**Required task**. Can you transcribe every line exactly and leave the pictures behind?

**Data section**.
>> Start

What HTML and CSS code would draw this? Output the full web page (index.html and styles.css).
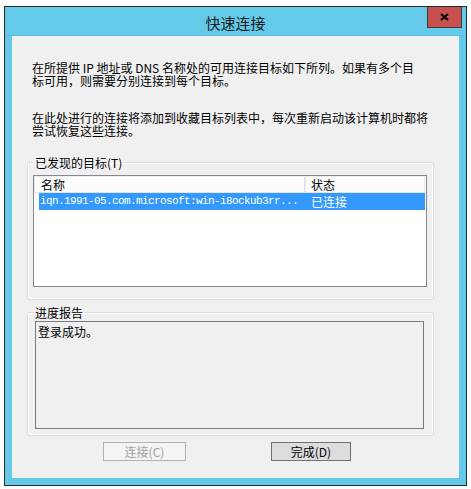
FILE: index.html
```html
<!DOCTYPE html>
<html lang="zh-CN">
<head>
  <meta charset="UTF-8" />
  <title>快速连接</title>
  <link rel="stylesheet" href="styles.css">
</head>
<body>

  <div class="window">
    <div class="titlebar">
      <span></span>
      <div class="title">快速连接</div>
      <button class="close" type="button" aria-label="关闭">
        <svg width="9" height="8" viewBox="0 0 9 8">
          <path d="M1 1 L8 7 M8 1 L1 7" stroke="#000" stroke-width="2" fill="none" />
        </svg>
      </button>
    </div>

    <div class="content">
      <p class="intro">在所提供 IP 地址或 DNS 名称处的可用连接目标如下所列。如果有多个目<br>标可用，则需要分别连接到每个目标。</p>
      <p class="intro second">在此处进行的连接将添加到收藏目标列表中，每次重新启动该计算机时都将<br>尝试恢复这些连接。</p>

      <fieldset class="group targets">
        <legend>已发现的目标(T)</legend>
        <div class="listview">
          <div class="lv-head">
            <div class="col-name">名称</div>
            <div class="col-state">状态</div>
          </div>
          <div class="lv-row selected">
            <div class="col-name mono">iqn.1991-05.com.microsoft:win-i8ockub3rr...</div>
            <div class="col-state">已连接</div>
          </div>
        </div>
      </fieldset>

      <fieldset class="group progress">
        <legend>进度报告</legend>
        <div class="report">登录成功。</div>
      </fieldset>

      <div class="buttons">
        <button class="btn" type="button" disabled>连接(C)</button>
        <button class="btn default" type="button">完成(D)</button>
      </div>
    </div>
  </div>

</body>
</html>
```

FILE: styles.css
```css
:root {
  --frame: #65c9e9;
  --face: #f0f0f0;
  --text: #000;
  --cjk: "Noto Sans CJK SC", "Noto Sans", sans-serif;
}

* {
  box-sizing: border-box;
}

body {
  margin: 0;
  padding: 6px 0 0 4px;
  background: #fff;
  font-family: var(--cjk);
  font-size: 12px;
  color: var(--text);
}

.window {
  width: 463px;
  height: 480px;
  border: 1px solid #2b2b2b;
  background: var(--frame);
  padding: 0 7px 7px 7px;
  display: flex;
  flex-direction: column;
}

.titlebar {
  height: 29px;
  margin: 0 -7px;
  display: grid;
  grid-template-columns: 1fr auto 1fr;
  align-items: start;
  border-bottom: 1px solid #5cbde0;
}

.title {
  font-size: 15px;
  line-height: 20px;
  padding-top: 6px;
  color: #1b1b1b;
}

.close {
  justify-self: end;
  margin: -1px 4px 0 0;
  width: 35px;
  height: 22px;
  padding: 0;
  border: 1px solid #3a3a3a;
  border-top-color: #2b2b2b;
  background: #c75050;
  display: flex;
  align-items: center;
  justify-content: center;
}

.content {
  flex: 1;
  background: var(--face);
  padding: 25px 20px 17px 20px;
}

.intro {
  margin: 0;
  line-height: 13px;
  white-space: nowrap;
}

.intro.second {
  margin-top: 24px;
}

.group {
  margin: 0 5px 0 -5px;
  border: 1px solid #d5dfe5;
  border-radius: 3px;
  box-shadow: inset 0 0 0 1px #fff;
  min-width: 0;
}

.group legend {
  padding: 0 2px;
  line-height: 13px;
}

.targets {
  margin-top: 19px;
  padding: 6px 6px 12px 5px;
}

.progress {
  margin-top: 6px;
  padding: 2px 9px 6px 7px;
}

.progress legend {
  margin-left: -2px;
}

.listview {
  height: 112px;
  border: 1px solid #828790;
  background: #fff;
  padding: 0 1px 0 0;
}

.lv-head {
  display: flex;
  height: 17px;
  line-height: 16px;
  background: #fcfcfc;
  border: 1px solid #e5e5e5;
  border-top-color: #f0f0f0;
}

.lv-head .col-name {
  width: 271px;
  padding-left: 6px;
  border-right: 2px solid #e5e5e5;
}

.lv-head .col-state {
  flex: 1;
  padding-left: 5px;
}

.lv-row {
  display: flex;
  height: 17px;
  line-height: 17px;
  margin-left: 5px;
}

.lv-row.selected {
  background: #3399ff;
  color: #fff;
}

.lv-row .col-name {
  width: 267px;
  padding-left: 1px;
}

.lv-row .col-state {
  flex: 1;
  padding-left: 5px;
}

.mono {
  font-family: "Liberation Mono", monospace;
  font-size: 11px;
  letter-spacing: -0.6px;
  white-space: nowrap;
}

.report {
  height: 108px;
  border: 1px solid #7a7a7a;
  padding: 3px 2px;
  line-height: 13px;
}

.buttons {
  display: flex;
  gap: 85px;
  margin-top: 6px;
  padding-left: 71px;
}

.btn {
  width: 83px;
  height: 19px;
  padding: 0;
  font-family: var(--cjk);
  font-size: 12px;
  line-height: 16px;
  color: var(--text);
  background: #e1e1e1;
  border: 1px solid #707070;
}

.btn:disabled {
  color: #a0a0a0;
  background: #f4f4f4;
  border-color: #adb2b5;
}

.btn.default {
  width: 80px;
  background: #dddddd;
}
```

>> End

**The result**.
What HTML and CSS code would draw this? Output the full web page (index.html and styles.css).
FILE: index.html
```html
<!DOCTYPE html>
<html lang="zh-CN">
<head>
  <meta charset="UTF-8" />
  <title>快速连接</title>
  <link rel="stylesheet" href="styles.css">
</head>
<body>

  <div class="window">
    <div class="titlebar">
      <span></span>
      <div class="title">快速连接</div>
      <button class="close" type="button" aria-label="关闭">
        <svg width="9" height="8" viewBox="0 0 9 8">
          <path d="M1 1 L8 7 M8 1 L1 7" stroke="#000" stroke-width="2" fill="none" />
        </svg>
      </button>
    </div>

    <div class="content">
      <p class="intro">在所提供 IP 地址或 DNS 名称处的可用连接目标如下所列。如果有多个目<br>标可用，则需要分别连接到每个目标。</p>
      <p class="intro second">在此处进行的连接将添加到收藏目标列表中，每次重新启动该计算机时都将<br>尝试恢复这些连接。</p>

      <fieldset class="group targets">
        <legend>已发现的目标(T)</legend>
        <div class="listview">
          <div class="lv-head">
            <div class="col-name">名称</div>
            <div class="col-state">状态</div>
          </div>
          <div class="lv-row selected">
            <div class="col-name mono">iqn.1991-05.com.microsoft:win-i8ockub3rr...</div>
            <div class="col-state">已连接</div>
          </div>
        </div>
      </fieldset>

      <fieldset class="group progress">
        <legend>进度报告</legend>
        <div class="report">登录成功。</div>
      </fieldset>

      <div class="buttons">
        <button class="btn" type="button" disabled>连接(C)</button>
        <button class="btn default" type="button">完成(D)</button>
      </div>
    </div>
  </div>

</body>
</html>
```

FILE: styles.css
```css
:root {
  --frame: #65c9e9;
  --face: #f0f0f0;
  --text: #000;
  --cjk: "Noto Sans CJK SC", "Noto Sans", sans-serif;
}

* {
  box-sizing: border-box;
}

body {
  margin: 0;
  padding: 6px 0 0 4px;
  background: #fff;
  font-family: var(--cjk);
  font-size: 12px;
  color: var(--text);
}

.window {
  width: 463px;
  height: 480px;
  border: 1px solid #2b2b2b;
  background: var(--frame);
  padding: 0 7px 7px 7px;
  display: flex;
  flex-direction: column;
}

.titlebar {
  height: 29px;
  margin: 0 -7px;
  display: grid;
  grid-template-columns: 1fr auto 1fr;
  align-items: start;
  border-bottom: 1px solid #5cbde0;
}

.title {
  font-size: 15px;
  line-height: 20px;
  padding-top: 6px;
  color: #1b1b1b;
}

.close {
  justify-self: end;
  margin: -1px 4px 0 0;
  width: 35px;
  height: 22px;
  padding: 0;
  border: 1px solid #3a3a3a;
  border-top-color: #2b2b2b;
  background: #c75050;
  display: flex;
  align-items: center;
  justify-content: center;
}

.content {
  flex: 1;
  background: var(--face);
  padding: 25px 20px 17px 20px;
}

.intro {
  margin: 0;
  line-height: 13px;
  white-space: nowrap;
}

.intro.second {
  margin-top: 24px;
}

.group {
  margin: 0 5px 0 -5px;
  border: 1px solid #d5dfe5;
  border-radius: 3px;
  box-shadow: inset 0 0 0 1px #fff;
  min-width: 0;
}

.group legend {
  padding: 0 2px;
  line-height: 13px;
}

.targets {
  margin-top: 19px;
  padding: 6px 6px 12px 5px;
}

.progress {
  margin-top: 6px;
  padding: 2px 9px 6px 7px;
}

.progress legend {
  margin-left: -2px;
}

.listview {
  height: 112px;
  border: 1px solid #828790;
  background: #fff;
  padding: 0 1px 0 0;
}

.lv-head {
  display: flex;
  height: 17px;
  line-height: 16px;
  background: #fcfcfc;
  border: 1px solid #e5e5e5;
  border-top-color: #f0f0f0;
}

.lv-head .col-name {
  width: 271px;
  padding-left: 6px;
  border-right: 2px solid #e5e5e5;
}

.lv-head .col-state {
  flex: 1;
  padding-left: 5px;
}

.lv-row {
  display: flex;
  height: 17px;
  line-height: 17px;
  margin-left: 5px;
}

.lv-row.selected {
  background: #3399ff;
  color: #fff;
}

.lv-row .col-name {
  width: 267px;
  padding-left: 1px;
}

.lv-row .col-state {
  flex: 1;
  padding-left: 5px;
}

.mono {
  font-family: "Liberation Mono", monospace;
  font-size: 11px;
  letter-spacing: -0.6px;
  white-space: nowrap;
}

.report {
  height: 108px;
  border: 1px solid #7a7a7a;
  padding: 3px 2px;
  line-height: 13px;
}

.buttons {
  display: flex;
  gap: 85px;
  margin-top: 6px;
  padding-left: 71px;
}

.btn {
  width: 83px;
  height: 19px;
  padding: 0;
  font-family: var(--cjk);
  font-size: 12px;
  line-height: 16px;
  color: var(--text);
  background: #e1e1e1;
  border: 1px solid #707070;
}

.btn:disabled {
  color: #a0a0a0;
  background: #f4f4f4;
  border-color: #adb2b5;
}

.btn.default {
  width: 80px;
  background: #dddddd;
}
```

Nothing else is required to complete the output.